**Information supplied**.
+++

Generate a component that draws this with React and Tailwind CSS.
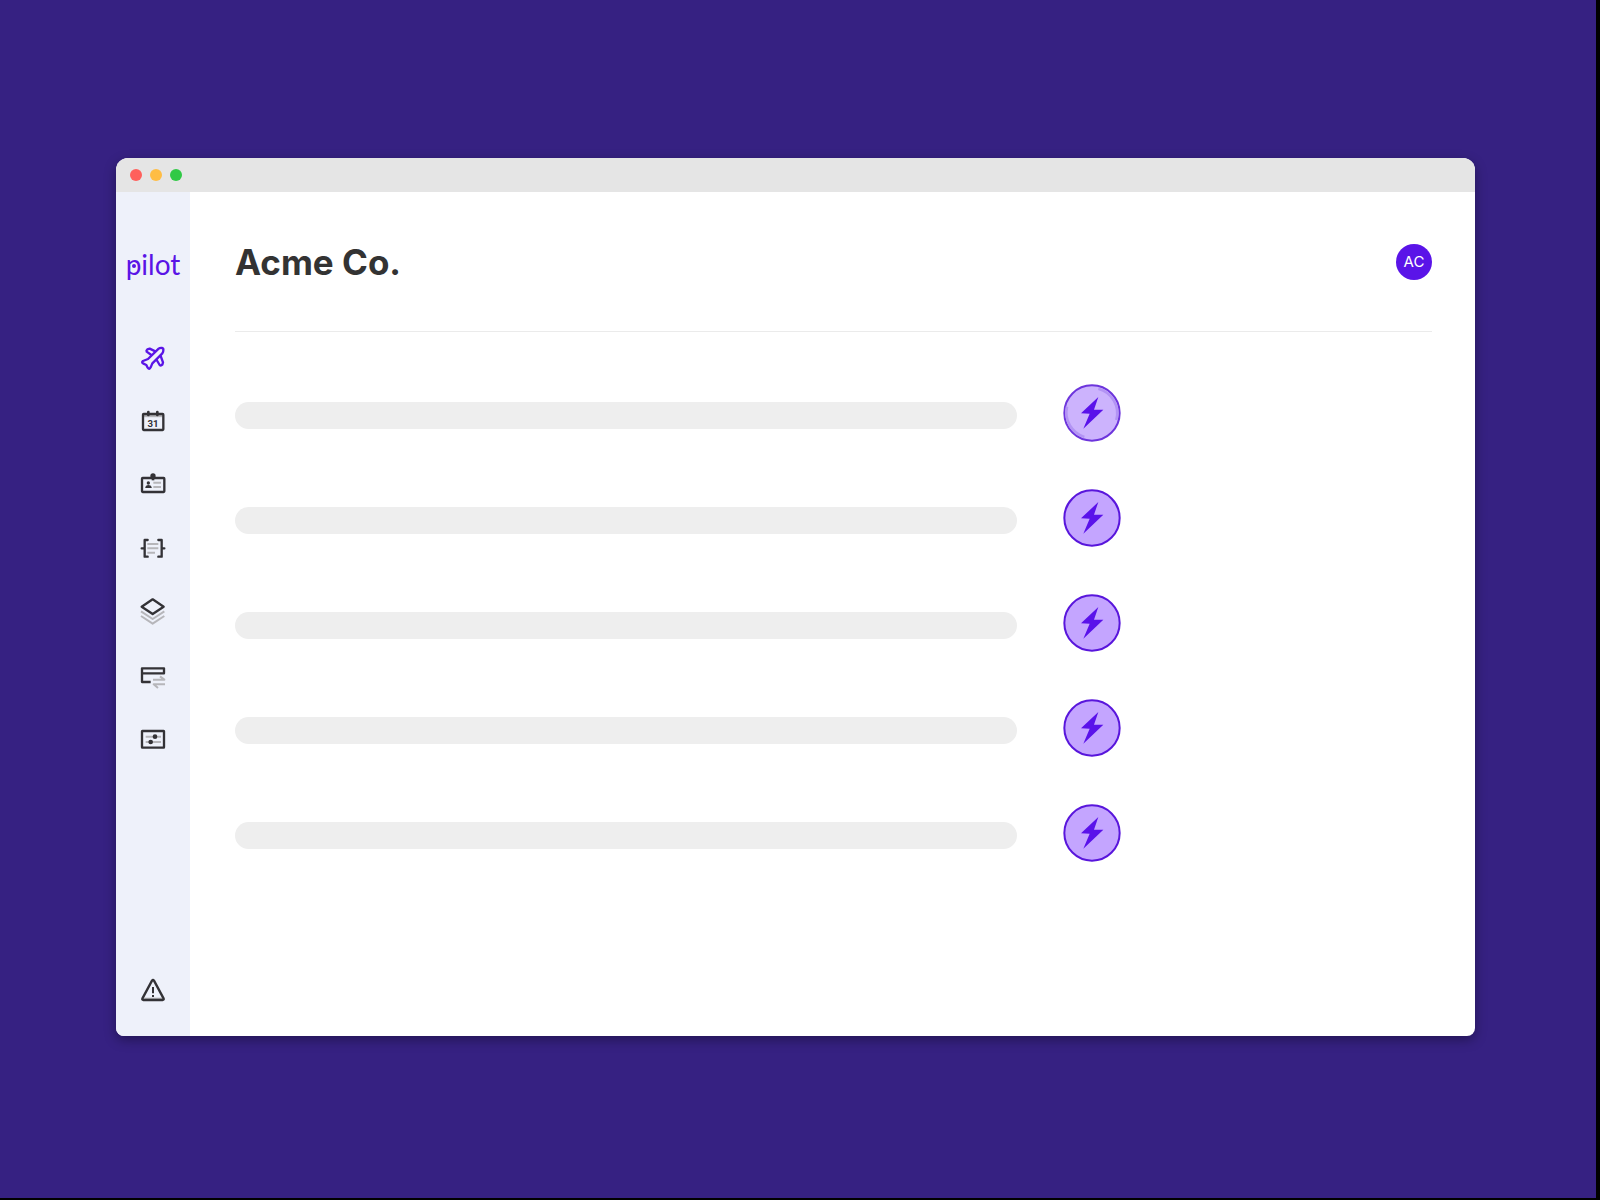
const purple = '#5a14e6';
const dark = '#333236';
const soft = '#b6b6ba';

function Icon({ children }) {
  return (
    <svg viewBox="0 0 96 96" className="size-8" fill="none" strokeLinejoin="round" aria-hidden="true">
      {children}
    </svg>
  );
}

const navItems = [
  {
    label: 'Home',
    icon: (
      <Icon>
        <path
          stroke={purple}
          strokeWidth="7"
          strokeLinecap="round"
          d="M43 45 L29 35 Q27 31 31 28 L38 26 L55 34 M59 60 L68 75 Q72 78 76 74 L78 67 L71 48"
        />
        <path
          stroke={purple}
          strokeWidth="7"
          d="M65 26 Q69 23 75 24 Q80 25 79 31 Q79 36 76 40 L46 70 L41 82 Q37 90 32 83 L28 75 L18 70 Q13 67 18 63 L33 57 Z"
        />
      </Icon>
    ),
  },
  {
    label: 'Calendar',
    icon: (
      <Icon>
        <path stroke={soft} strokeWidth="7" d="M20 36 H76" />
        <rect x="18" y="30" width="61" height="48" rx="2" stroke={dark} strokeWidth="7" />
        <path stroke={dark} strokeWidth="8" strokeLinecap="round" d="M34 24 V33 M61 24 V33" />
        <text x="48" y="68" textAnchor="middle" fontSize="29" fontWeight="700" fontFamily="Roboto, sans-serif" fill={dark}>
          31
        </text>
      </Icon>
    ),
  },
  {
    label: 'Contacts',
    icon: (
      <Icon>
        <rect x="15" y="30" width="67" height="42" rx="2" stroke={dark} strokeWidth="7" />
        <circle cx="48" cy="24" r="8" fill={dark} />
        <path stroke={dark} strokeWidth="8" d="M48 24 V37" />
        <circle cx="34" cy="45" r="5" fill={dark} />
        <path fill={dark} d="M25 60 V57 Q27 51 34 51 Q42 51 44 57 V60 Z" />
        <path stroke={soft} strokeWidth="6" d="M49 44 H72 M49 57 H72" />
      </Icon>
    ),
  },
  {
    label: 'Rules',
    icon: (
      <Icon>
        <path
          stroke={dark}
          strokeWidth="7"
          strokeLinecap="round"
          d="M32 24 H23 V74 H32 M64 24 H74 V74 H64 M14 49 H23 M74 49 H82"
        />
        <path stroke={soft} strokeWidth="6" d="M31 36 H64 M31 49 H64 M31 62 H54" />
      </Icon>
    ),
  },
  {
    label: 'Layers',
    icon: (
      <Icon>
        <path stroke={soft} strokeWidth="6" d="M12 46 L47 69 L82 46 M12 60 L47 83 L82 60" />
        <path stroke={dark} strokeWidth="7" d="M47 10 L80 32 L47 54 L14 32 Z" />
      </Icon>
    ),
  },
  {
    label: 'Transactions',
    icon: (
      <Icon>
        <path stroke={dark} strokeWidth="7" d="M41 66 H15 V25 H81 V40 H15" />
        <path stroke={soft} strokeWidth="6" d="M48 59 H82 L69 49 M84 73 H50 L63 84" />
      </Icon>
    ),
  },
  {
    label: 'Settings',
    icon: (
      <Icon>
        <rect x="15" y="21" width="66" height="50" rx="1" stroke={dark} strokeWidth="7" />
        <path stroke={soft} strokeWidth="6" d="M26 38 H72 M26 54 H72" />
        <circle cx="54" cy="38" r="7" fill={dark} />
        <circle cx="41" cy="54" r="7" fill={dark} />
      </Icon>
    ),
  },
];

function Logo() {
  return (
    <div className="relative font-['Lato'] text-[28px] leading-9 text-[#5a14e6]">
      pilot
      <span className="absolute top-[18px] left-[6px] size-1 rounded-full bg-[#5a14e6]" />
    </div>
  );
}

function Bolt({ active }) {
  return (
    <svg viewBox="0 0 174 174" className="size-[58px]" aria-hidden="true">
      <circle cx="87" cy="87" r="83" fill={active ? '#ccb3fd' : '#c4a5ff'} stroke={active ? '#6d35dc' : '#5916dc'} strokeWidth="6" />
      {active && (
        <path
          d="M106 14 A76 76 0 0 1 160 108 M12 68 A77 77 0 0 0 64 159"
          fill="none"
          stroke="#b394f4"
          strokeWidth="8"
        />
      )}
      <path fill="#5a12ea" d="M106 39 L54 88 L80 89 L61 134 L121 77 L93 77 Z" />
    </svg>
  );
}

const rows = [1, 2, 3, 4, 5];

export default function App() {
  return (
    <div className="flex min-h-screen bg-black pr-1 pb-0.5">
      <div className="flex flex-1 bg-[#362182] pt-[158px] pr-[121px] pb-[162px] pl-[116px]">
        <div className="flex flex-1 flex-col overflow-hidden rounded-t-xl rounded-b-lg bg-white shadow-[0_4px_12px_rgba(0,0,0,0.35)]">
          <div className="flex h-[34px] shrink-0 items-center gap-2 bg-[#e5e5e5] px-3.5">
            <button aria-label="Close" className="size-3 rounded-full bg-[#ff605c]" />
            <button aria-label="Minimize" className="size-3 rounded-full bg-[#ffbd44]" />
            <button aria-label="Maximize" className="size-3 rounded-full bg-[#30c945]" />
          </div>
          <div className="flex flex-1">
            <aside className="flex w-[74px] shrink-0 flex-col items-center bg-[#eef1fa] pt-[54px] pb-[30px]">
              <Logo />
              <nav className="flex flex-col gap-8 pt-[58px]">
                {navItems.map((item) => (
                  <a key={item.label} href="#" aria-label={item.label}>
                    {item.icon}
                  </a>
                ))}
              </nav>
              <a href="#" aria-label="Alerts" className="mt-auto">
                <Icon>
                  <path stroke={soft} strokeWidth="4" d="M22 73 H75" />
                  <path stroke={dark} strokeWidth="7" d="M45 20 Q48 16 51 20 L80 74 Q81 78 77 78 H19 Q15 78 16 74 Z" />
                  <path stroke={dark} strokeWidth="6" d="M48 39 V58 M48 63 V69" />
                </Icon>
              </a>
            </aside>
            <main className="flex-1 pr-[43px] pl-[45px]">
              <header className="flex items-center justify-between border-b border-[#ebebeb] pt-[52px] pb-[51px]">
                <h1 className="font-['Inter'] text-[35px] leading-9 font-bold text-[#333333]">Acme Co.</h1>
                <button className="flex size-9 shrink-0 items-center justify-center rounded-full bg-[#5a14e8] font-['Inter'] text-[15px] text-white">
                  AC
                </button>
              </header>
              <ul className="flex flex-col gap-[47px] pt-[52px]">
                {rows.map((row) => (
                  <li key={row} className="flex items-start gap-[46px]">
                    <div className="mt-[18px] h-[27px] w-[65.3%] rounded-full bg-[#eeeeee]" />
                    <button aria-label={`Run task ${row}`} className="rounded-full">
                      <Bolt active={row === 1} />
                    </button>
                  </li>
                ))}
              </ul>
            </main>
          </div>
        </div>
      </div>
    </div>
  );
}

+++

**Given task**.
Restate each line from the start of the listing through the line bearing "const soft = '#b6b6ba';" word for word. Drop the pictures.

**Answer to this problem**.
Generate a component that draws this with React and Tailwind CSS.
const purple = '#5a14e6';
const dark = '#333236';
const soft = '#b6b6ba';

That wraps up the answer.